I filtered the dataset to keep only Brooklyn, Manhattan, and Staten Island based on the linear regression analysis. I also kept only routine inspections and re-inspections because there are the most relevant inspection types. I selected the year 2024 because it is the most recent year in the dataset.
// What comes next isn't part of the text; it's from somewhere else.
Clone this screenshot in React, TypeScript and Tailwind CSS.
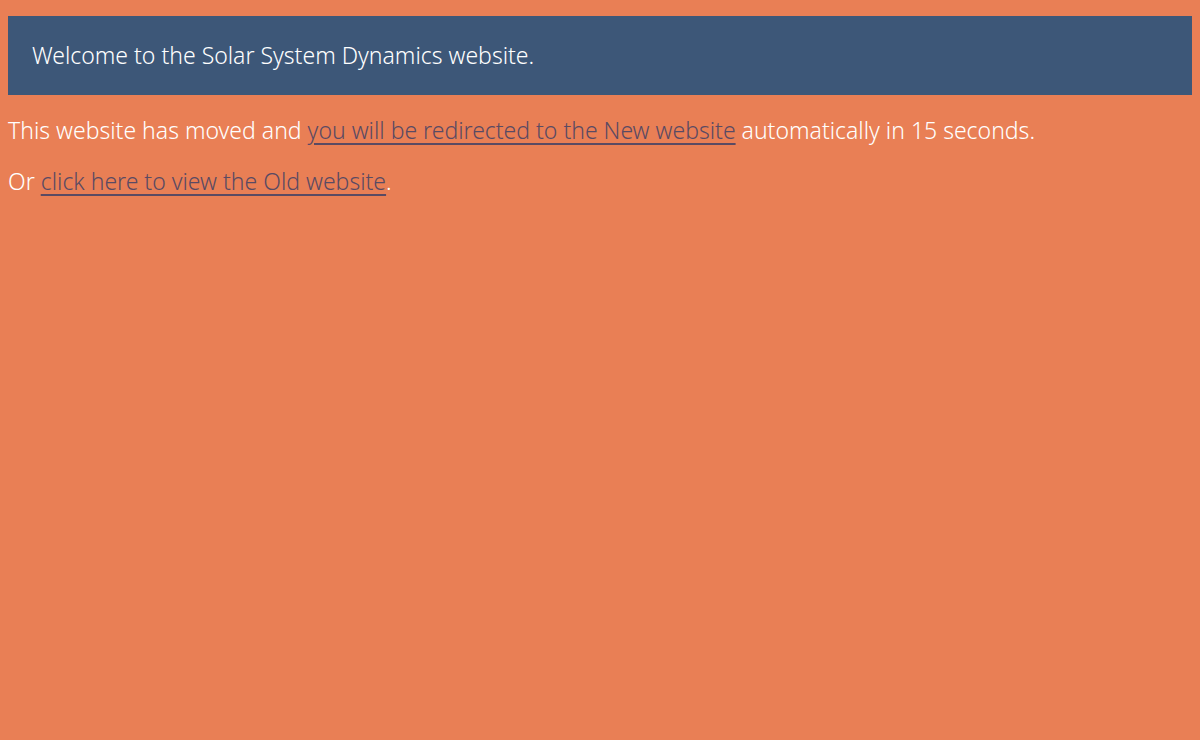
export default function App() {
  return (
    <div className="min-h-[740px] bg-[#e97f55] pt-4 px-2 text-white font-['Open_Sans',sans-serif] font-light">
      <div className="bg-[#3d5778] h-[79px] flex items-center px-6 text-[23px]">
        Welcome to the Solar System Dynamics website.
      </div>
      <p className="mt-[18px] text-[23px] leading-[34px]">
        This website has moved and{" "}
        <a href="#" className="text-[#5a4a63] underline underline-offset-4">you will be redirected to the New website</a>{" "}
        automatically in 15 seconds.
      </p>
      <p className="mt-[17px] text-[23px] leading-[34px]">
        Or <a href="#" className="text-[#5a4a63] underline underline-offset-4">click here to view the Old website</a>.
      </p>
    </div>
  );
}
Ridge plot of PHH violations by borough
Final_plot <-ggplot(pool_inspection2,aes(x = Num_PHH_Violations,y = Borough,fill = Borough)) +geom_density_ridges(alpha =0.9, scale =4, color ="black",bandwidth =0.3) +scale_x_continuous(breaks =0:5) +scale_fill_manual(values =c("Manhattan"="#bc17f4","Brooklyn"="#0bc9b7","Staten Island"="#9aca0b" )) +labs(title ="Distribution of PHH Violations Across NYC Borough in Pool Inspections (2024)",x ="Number of PHH Violations",y ="Borough",fill ="Borough",caption ="Source: NYC Open Data Pool Inspection") +theme_minimal(base_size =12)Final_plot
This ridge plot shows the distribution of Public Health Hazards(PHH) violations across Brooklyn, Manhattan, and Staten Island in 2024. Most inspections in all three boroughs had low PHH violations because the highest part of the shapes is close to 0. Manhattan has the longest shape going to the right, meaning that some inspections had higher numbers of PHH violations. Brooklyn also slightly extends to the right, meaning a few inspections had higher violation too, although not as much as Manhattan. Staten Island has a more concentrated distribution, which indicates that most inspections had lower and similar PHH violation values.
My map shows the pool inspections of some NYC borough in 2024. Each circle represents a pool facility, and larger circles indicate locations with violations. The colors represent the boroughs. The map also shows that some inspections are grouped close to each other, especially in parts of Brooklyn and Manhattan, which suggests that several inspected facilities are located in the same areas. By clicking on the circles, we can view additional information such as the facility name, permit type, inspection type, and number of violations.
While working on this project, I learned more about how pool inspections help protect public health and safety in NYC. Before this project, I did not know that pools were regularly inspected, so it was interesting to explore how inspections are conducted and how violations are recorded.
Background Information
Pool inspections in New York City are conducted by the NYC Department of Health and Mental Hygiene (DOHMH) to make sure public pools follow health and safety regulations. Inspectors check different conditions such as water quality, chlorine and pH levels, cleanliness, safety equipment, warning signs, and possible health hazards. Public pools must also follow rules related to sanitation, emergency equipment, and safe maintenance practices. According to the NYC Open Data Pool Inspection dataset, inspections are completed for both indoor and outdoor pools across New York City. These inspections are important because they help protect swimmers from injuries, unsafe conditions, and water-related illnesses.
In addition, pools in New York City are required to have permits and certified pool operators who are trained in pool safety and water treatment. Health officials regularly monitor pools to make sure they remain clean and safe for the public.